I say this like I was having a calamitous time with Lady Luck, I was not - grinding for materials was quick with the right accessories and materia but it once again comes back to leaving your sense of progression to chance. It felt like I had no control – I didn’t feel like I was getting stronger naturally, just collecting a bunch of stuff to use later in a repetitive cycle of farming SP, ingredients and fusion.
The main story can be completed in around 20 hours with the inclusion of some grinding and the 100% completion (Watch for the plethora of missable missions and events) taking around 60, which is not bad at all for an RPG but the repetitive and arbitrary nature of its mechanics makes it feel much longer. With 300 side missions each taking somewhere between 5 and 25mins to collect the hidden chests within, your time is slowly eaten away running through the same instanced dungeons and maps for little to no reward once you perfect your equipment loadout.
Releasing as a multi-platform title, Reunion is a graphical downgrade from the remake and while it is not usually something I would like to make note of considering its own preface as a HD remaster, image fidelity and framerates change on a dime from cutscene to gameplay where the pre-rendered content from 2007 and the console capabilities conflict. As such, it consistently showed signs of disconnect from being its own remaster.

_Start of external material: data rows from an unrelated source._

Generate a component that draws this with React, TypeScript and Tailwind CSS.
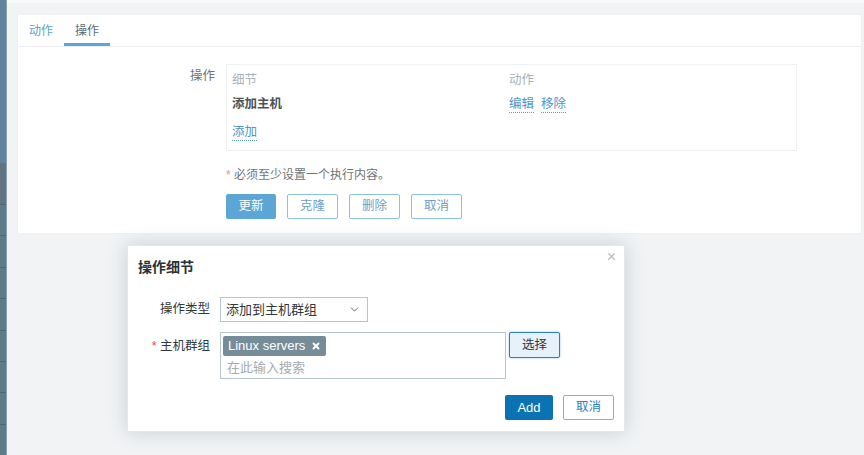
import { ChevronDown, X } from "lucide-react";

const font = { fontFamily: '"Liberation Sans", Arial, "Noto Sans CJK SC", sans-serif' };

function Sidebar() {
  const rows = Array.from({ length: 8 });
  return (
    <div className="flex w-[7px] shrink-0 flex-col border-r border-[#8aa3b3]">
      <div className="h-[172px] bg-[#5f849c]" />
      <div className="h-[43px] bg-[#627481]" />
      {rows.map((_, i) => (
        <div key={i} className="h-[33px] border-t border-[#4e6675] bg-[#5e7b8c]" />
      ))}
    </div>
  );
}

function LinkText({ children }: { children: React.ReactNode }) {
  return (
    <span className="border-b border-dotted border-[#5b9bc8] leading-[15px] text-[#4d96c8]">{children}</span>
  );
}

function OperationsCard() {
  return (
    <section className="ml-[10px] mr-[2px] h-[220px] border border-[#eef0f2] bg-white">
      <div className="flex h-[32px] border-b border-[#ebeef0]">
        <div className="flex items-center px-[11px] text-[12px] text-[#5a9fd0]">动作</div>
        <div className="flex items-center border-b-[3px] border-[#5ba6d4] px-[11px] pt-[3px] text-[12px] text-[#5c6b73]">
          操作
        </div>
      </div>
      <div className="flex pt-[17px]">
        <div className="w-[208px] pr-[11px] pt-[3px] text-right text-[12.5px] text-[#6b7478]">操作</div>
        <div className="flex flex-col">
          <div className="h-[87px] w-[571px] border border-[#eef0f2] px-[5px] pt-[7px] text-[12.5px]">
            <div className="flex h-[17px] items-center text-[#a8b2b7]">
              <div className="w-[277px]">细节</div>
              <div>动作</div>
            </div>
            <div className="mt-[7px] flex h-[17px] items-center">
              <div className="w-[277px] font-bold text-[#4a5459]">添加主机</div>
              <div className="flex gap-[7px]">
                <LinkText>编辑</LinkText>
                <LinkText>移除</LinkText>
              </div>
            </div>
            <div className="mt-[11px] flex h-[17px] items-center">
              <LinkText>添加</LinkText>
            </div>
          </div>
          <div className="mt-[15px] text-[12px] text-[#6b7478]">
            <span className="text-[#e98a8a]">*</span> 必须至少设置一个执行内容。
          </div>
          <div className="mt-[10px] flex gap-[11px]">
            <button className="h-[25px] w-[50px] rounded-[2px] bg-[#5ba6d4] text-[12.5px] text-white">更新</button>
            {["克隆", "删除", "取消"].map((t) => (
              <button
                key={t}
                className="h-[25px] w-[51px] rounded-[2px] border border-[#8fc0df] bg-white text-[12.5px] text-[#6d9fc4]"
              >
                {t}
              </button>
            ))}
          </div>
        </div>
      </div>
    </section>
  );
}

function Dialog() {
  return (
    <div className="absolute left-[127px] top-[245px] h-[187px] w-[498px] border border-[#e4e8eb] bg-white shadow-[0_0_18px_rgba(60,80,95,0.22)]">
      <button className="absolute right-[7px] top-[5px] text-[#b9c3c8]">
        <X size={11} strokeWidth={3.2} />
      </button>
      <div className="px-[10px] pt-[11px] text-[14px] font-bold text-[#2a3236]">操作细节</div>
      <div className="mt-[19px] flex items-center">
        <div className="w-[92px] pr-[10px] text-right text-[12.5px] text-[#2f383c]">操作类型</div>
        <div className="flex h-[25px] w-[148px] items-center justify-between border border-[#b8c6cd] pl-[5px] pr-[6px] text-[13px] text-[#2f383c]">
          <span>添加到主机群组</span>
          <ChevronDown size={13} strokeWidth={1.6} className="text-[#4b555a]" />
        </div>
      </div>
      <div className="mt-[10px] flex items-start">
        <div className="w-[92px] pr-[10px] pt-[5px] text-right text-[12.5px] text-[#2f383c]">
          <span className="text-[#e44b4b]">*</span> 主机群组
        </div>
        <div className="flex h-[47px] w-[286px] flex-col items-start border border-[#b8c6cd] pl-[2px] pt-[3px]">
          <div className="flex h-[20px] shrink-0 items-center gap-[6px] whitespace-nowrap rounded-[2px] bg-[#768d99] px-[5px] text-[13px] text-white">
            <span>Linux servers</span>
            <X size={10} strokeWidth={4.5} />
          </div>
          <div className="pl-[4px] pt-[2px] text-[13px] text-[#a3adb2]">在此输入搜索</div>
        </div>
        <button className="ml-[3px] h-[26px] w-[51px] rounded-[2px] border border-[#2c7fbf] bg-[#e6f1fb] text-[12.5px] text-[#2f383c] shadow-[0_0_2px_rgba(2,117,184,0.5)]">
          选择
        </button>
      </div>
      <div className="mt-[16px] flex justify-end gap-[10px] pr-[10px]">
        <button className="h-[25px] w-[48px] rounded-[2px] bg-[#0b72b3] text-[13px] text-white">Add</button>
        <button className="h-[25px] w-[51px] rounded-[2px] border border-[#7fb2d6] bg-white text-[12.5px] text-[#2c7fbf]">
          取消
        </button>
      </div>
    </div>
  );
}

export default function App() {
  return (
    <div className="relative flex h-[455px] w-[864px] overflow-hidden bg-[#f1f3f5]" style={font}>
      <Sidebar />
      <main className="flex-1">
        <div className="h-[3px] bg-[#f8f9fa]" />
        <div className="pt-[11px]">
          <OperationsCard />
        </div>
      </main>
      <Dialog />
    </div>
  );
}
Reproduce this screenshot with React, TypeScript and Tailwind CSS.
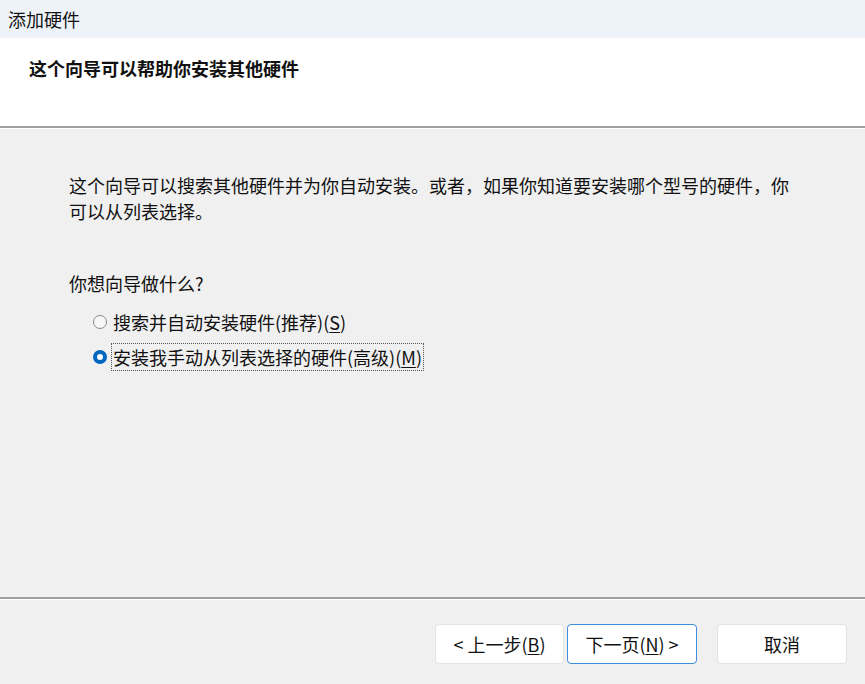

As far as the storyline goes however, Crisis Core Reunion is mostly enjoyable. It is nice to see the mainline cast given some extra backstory and the newcomers are also mostly interesting. Eurogamer criticized that “for the twenty-six, twenty-eight, thirty-year-olds who it’s aimed at, the game has little to offer beyond polished sentimentality” and I tend to agree. The early chapters of the game are not necessarily pertinent to Final Fantasy VII and instead flesh out the background story and lore of characters we may or may not see going forward. I can only hope we do, nevertheless you have to like these prequel characters to find worth in learning more about them and their relevance to the Final Fantasy VII compilation, which leads me to my next point.
I found the dialogue in Crisis Core especially corny and confusing. The pacing and cadence of the voice over feels oddly spliced and unnatural which is probably why I felt so uninvested in the game’s early chapters. The main antagonist Genesis specifically talks in more riddles than Edward Nigma and just barely plays a reactive role in conversation– instead choosing to continue a nonsensical monologue, leaving the rest of the cast tilting their heads or explaining for them. There was a gradual improvement of storytelling however, towards the last 3-4 chapters dialogue and pacing began to pick up as the pieces started to make better sense in relation to the story going forward – feeling less redundant and obnoxiously cryptic.
Crisis Core Reunion is arguably the baseline for which the entirety of the Final Fantasy VII story springboards from so it is unfortunate that so much of the game doesn’t hit the right notes, there’s not a lot here that I can recommend to newcomers of the series but diehard fans will find more than enough to keep them entertained, if not just for the pure nostalgia.